I've been playing with Elena, who is at that stage where any attention is rewarded with chuckles, squeals and grins. I wonder what her first memories will be. Will they be happy ones?
I've read some interesting things that suggest that babies remember events from the womb, although sometimes subconsciously, up until around two years of age. I don't know that I believe it (and I do not have any prenatal memories that I am aware of), but it is interesting to think about. I think that they are affected by some of the mother's hormones, so it makes sense that they might be aware of moods or stress to some extent.
My earliest memories are all from around age two. I'm surprised at how many things I clearly remember, even though most things are just flashes, like a photo of a particular moment. I remember...
...coloring with my mom. I was frustrated because hers looked so much better than mine (if she had realized that, she probably would have started scribbling). She told me that her favorite color was blue. I don't remember my favorite then, but in first grade it was red-violet.
...going to kinder with Miriam and Fer. On the way, we always jumped off a little ledge. It was just above my knees (so what? Less than a foot high?) and it felt very daring.
...playing on the roof with my dog, and giving her a bath there. No wonder I've always loved heights!
...going over to Ivan's house to see his latest toys. They were always very cool, but I didn't always get to play with them, or at least not as much as I wanted.
...playing with my best friend, Gabi. We played in his back yard, in the church, on the merry-go-round with his abuela. I recall how scared I was when I heard about his foot getting caught in the spokes of the tricycle, and how disappointed I was that we couldn't play while it was healing.
...my third birthday. I got a cake with a merry-go-round, and a Lego set just like Gabi's! And the most special part was that his mom gave me permission to rub the soft, fuzzy leaves on her flowers (violets?). I loved to feel them!
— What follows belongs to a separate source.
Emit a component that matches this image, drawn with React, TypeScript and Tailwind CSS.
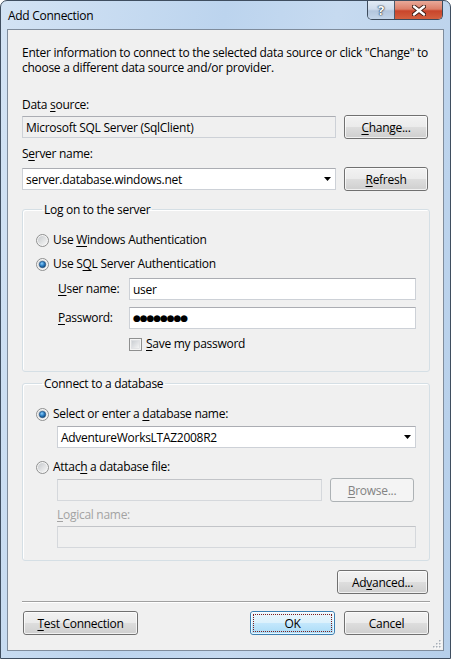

...being told not to pick my nose. This made no sense to me. Why shouldn't I? Was it bad? No, not exactly, it was just something we should not do in front of other people (if it were Really Bad, it would still be wrong, even if no one could see you). So why was it sort of bad? Well, it was rude. How? Did it hurt people's feelings? Well, no, but it was yucky. How could it be yucky? It felt so satisfying! Besides, my boogers were pretty small, so other people didn't have to look at them.
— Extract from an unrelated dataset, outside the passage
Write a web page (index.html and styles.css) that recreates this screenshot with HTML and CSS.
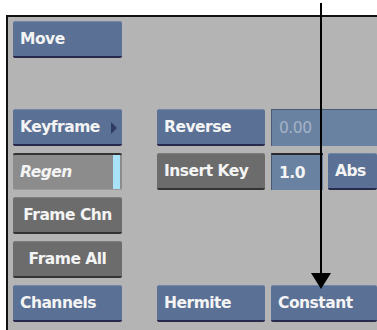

...spilling a drink on a lacy white tablecloth when we were visiting. Was I going to get a spanking? No, because it was just an accident. This puzzled me, too. I didn't quite grasp the distinction. My kids are definitely capable of making choices, but I wonder at what age they would be able to really understand punishment as justice rather than an arbitrary result of our displeasure.
...being apprehensive about getting into and out of the boat at Xochimilco. The water was such a deep, murky green--would they be able to find me if I fell in?
...dancing during the worship service at church. Legs were flying everywhere! I don't remember the song, but I can clearly recall the joy and exuberance that filled the room. I'm glad my first memory of church is such a happy one.
...being totally fascinated by the lipstick worn by two of the ladies at church. One wore a perfect, bubble-gum pink; the other wore a brilliant tangerine. I wanted to be old enough to wear lipstick like that!
...eating at McDonald's with my parents. Their burgers were much more interesting than mine. They were bigger, too. Of course, mine came with a toy, and theirs didn't, but then again, I couldn't eat the toy. I remember my dad sharing his BigMac. From then on, I got to order off the adult menu.
There are so many more. Many are happy, some are unpleasant, some funny. Just everyday stuff. I hope that the normal, everyday memories I am creating for my kids will be warm and happy ones of being loved and learning to love others, too.